Being an English major was a wonderful thing. I mean, telling people you're an English major was never fun because they would inevitably scrunch up their noses or ask if you were planning on teaching high school. But, actually being an English major was great.
You see, while other people had their noses stuck in boring books about business or chemistry, I was poring over Shakespeare, Chaucer, Jane Austen, Thackeray. In short, I got to read books that people actually want to read. But, being an English major wasn't just about reading literature; it was also about trying to understand literature, trying to get at why an author made a certain choice or trying to search for hidden meanings.

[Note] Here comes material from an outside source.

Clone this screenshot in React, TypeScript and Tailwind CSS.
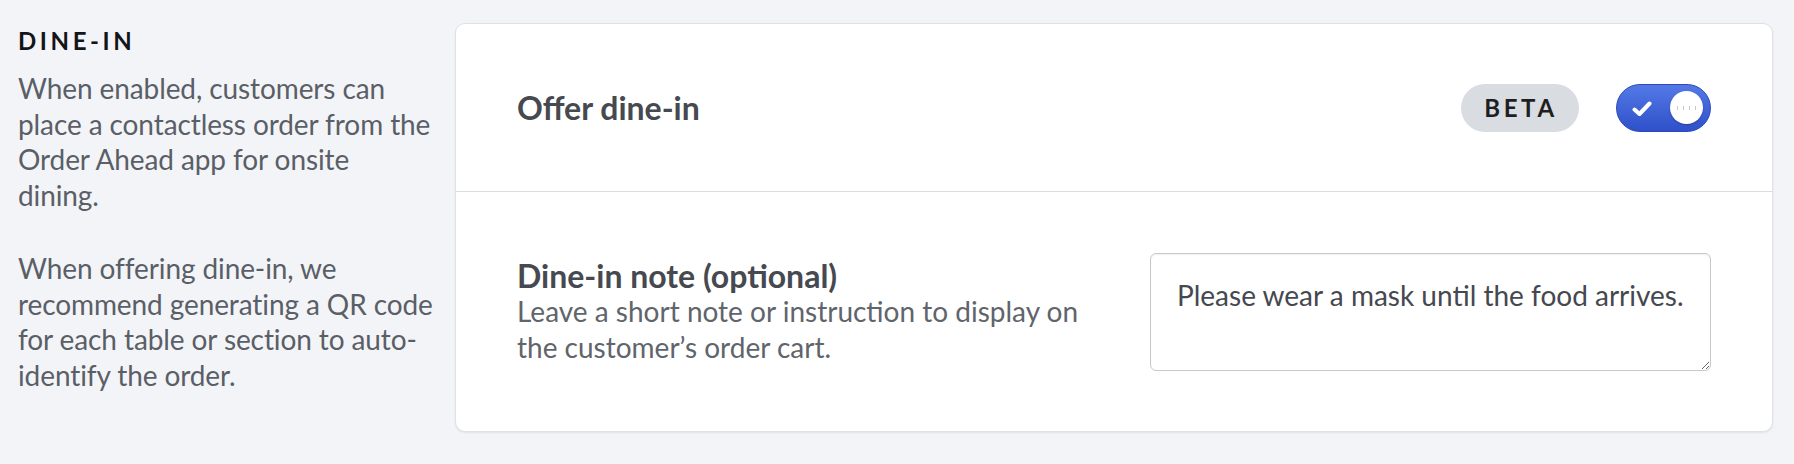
import React from "react";

export default function App() {
  return (
    <div
      className="w-full h-[464px] bg-[#f3f4f8] flex items-start"
      style={{ fontFamily: "Lato, 'Open Sans', sans-serif" }}
    >
      <div className="w-[455px] shrink-0 pl-[18px] pr-[22px] pt-[26px]">
        <div className="text-[24px] leading-[30px] font-bold tracking-[0.15em] text-[#141518]">
          DINE-IN
        </div>
        <p className="mt-[15px] text-[28px] leading-[35.5px] tracking-[-0.1px] text-[#5a5f67]">
          When enabled, customers can place a contactless order from the Order Ahead app for onsite dining.
        </p>
        <p className="mt-[38px] text-[28px] leading-[35.5px] tracking-[-0.1px] text-[#5a5f67]">
          When offering dine-in, we recommend generating a QR code for each table or section to auto-identify the order.
        </p>
      </div>

      <div className="mt-[23px] mr-[21px] flex-1 bg-white border border-[#dfe1e5] rounded-[10px] shadow-[0_1px_2px_rgba(0,0,0,0.08)]">
        <div className="h-[168px] border-b border-[#d9dce0] px-[61px] flex items-center justify-between">
          <div className="text-[32px] leading-[36px] font-bold text-[#46494f]">Offer dine-in</div>
          <div className="flex items-center gap-[37px]">
            <div className="w-[118px] h-[48px] rounded-full bg-[#d9dce0] flex items-center justify-center text-[24px] font-bold tracking-[0.15em] text-[#1d1f22] pl-[2px]">
              BETA
            </div>
            <div className="relative w-[95px] h-[48px] rounded-full border border-[#2b49bd] bg-gradient-to-b from-[#5479e6] to-[#2f50c9]">
              <svg
                className="absolute left-[15px] top-[16px]"
                width="20"
                height="16"
                viewBox="0 0 20 16"
                fill="none"
              >
                <path
                  d="M2.5 8.5 L7.5 13 L17.5 2.5"
                  stroke="white"
                  strokeWidth="4"
                  strokeLinecap="round"
                  strokeLinejoin="round"
                />
              </svg>
              <div className="absolute right-[7px] top-[6.5px] w-[33px] h-[33px] rounded-full bg-white shadow-[0_1px_2px_rgba(0,0,0,0.25)] flex items-center justify-center gap-[4.5px]">
                <span className="w-[1.5px] h-[4px] bg-[#c4c8cc]" />
                <span className="w-[1.5px] h-[4px] bg-[#c4c8cc]" />
                <span className="w-[1.5px] h-[4px] bg-[#c4c8cc]" />
                <span className="w-[1.5px] h-[4px] bg-[#c4c8cc]" />
              </div>
            </div>
          </div>
        </div>
        <div className="h-[239px] px-[61px] flex items-center justify-between">
          <div className="w-[575px]">
            <div className="text-[32px] leading-[36px] font-bold text-[#46494f]">Dine-in note (optional)</div>
            <div className="text-[28px] leading-[35.5px] text-[#60646b]">
              Leave a short note or instruction to display on the customer’s order cart.
            </div>
          </div>
          <textarea
            className="w-[561px] h-[118px] border border-[#c5c9ce] rounded-[6px] pl-[26px] pr-[20px] pt-[23px] text-[28px] leading-[36px] text-[#45484f] shadow-[inset_0_1px_2px_rgba(0,0,0,0.06)] outline-none resize"
            style={{ fontFamily: "Lato, 'Open Sans', sans-serif" }}
            defaultValue="Please wear a mask until the food arrives."
          />
        </div>
      </div>
    </div>
  );
}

One of the exercises for doing that was the literary close reading. Close reading is perhaps the most left-brained approach to literature, so it might come as some surprise that I absolutely loved it. In doing a close reading, you look to every little writing choice an author has made. You ask things like: Why is that comma there? Why has she used the word "love" ten times? Why is the word "truth" capitalized?
Exciting stuff, right?
Well, perhaps it's not the most intriguing or romantic way of looking at literature, but you can learn a lot by the choices an author makes. You can try to figure out what is most important to the author, how the author understands his subject, what the author wants you to get. This hit me the other day as I was reading through Psalms. I came to a verse that I really like. It says,
"He heals the brokenhearted and binds up their wounds." (Psalm 147:3).
What stood out to me was the similarity of this verse to two verses that I like in Job. Job 5:17-18 says,
"Blessed is the man whom God corrects; so do not despise the discipline of the Almighty. For he wounds, but he also binds up; he injures, but his hands also heal."
What stands out here is that there is a theme of brokenness. However, that theme of brokenness does not stand on it's own; rather, it is joined with the theme of healing, of binding up. What's striking is that this really is the whole Bible story, the story of a broken people who have the opportunity to turn to God, repent, and be healed.
It's not just these two verses. We see this theme of a God who will bind up our wounds running throughout the Bible, starting with the Fall and, of course, in the coming of Christ and the crucifixion. If we look all throughout the Old and New Testaments, we see the theme.
We even see it in the short but terrifying book of Zephaniah. The other day, I was talking to my uncle, and he pointed out a verse from Zephaniah which speaks to this very point. In Zephaniah, amid a book in which God was pouring out well-deserved punishment on His people, we get Zephaniah 3:17 which says,
"The Lord your God is with you, he is mighty to save. He will take great delight in you, he will quiet you with his love, he will rejoice over you with singing."
Isn't that an amazing picture, to think of God delighting in us, to think of God singing over us as we might sing over a child who is crying? But, again, this is the theme that runs throughout the Bible. We don't have to undertake a close reading to find these themes. We learn, without looking too closely, that despite our sins, despite our faults, God is there, waiting for us to let Him bind our wounds, even those wounds we've brought on ourselves.
Because the themes of brokenness and healing run throughout the Bible, it is not surprising to learn that we are broken, nor is it surprising to learn that God will heal our brokenness. What is surprising is that we don't turn away from those things which hurt us and toward a God who heals. What is surprising is that we don't let ourselves be healed, that we don't listen for His singing, that we don't let our broken hearts and selves be bound.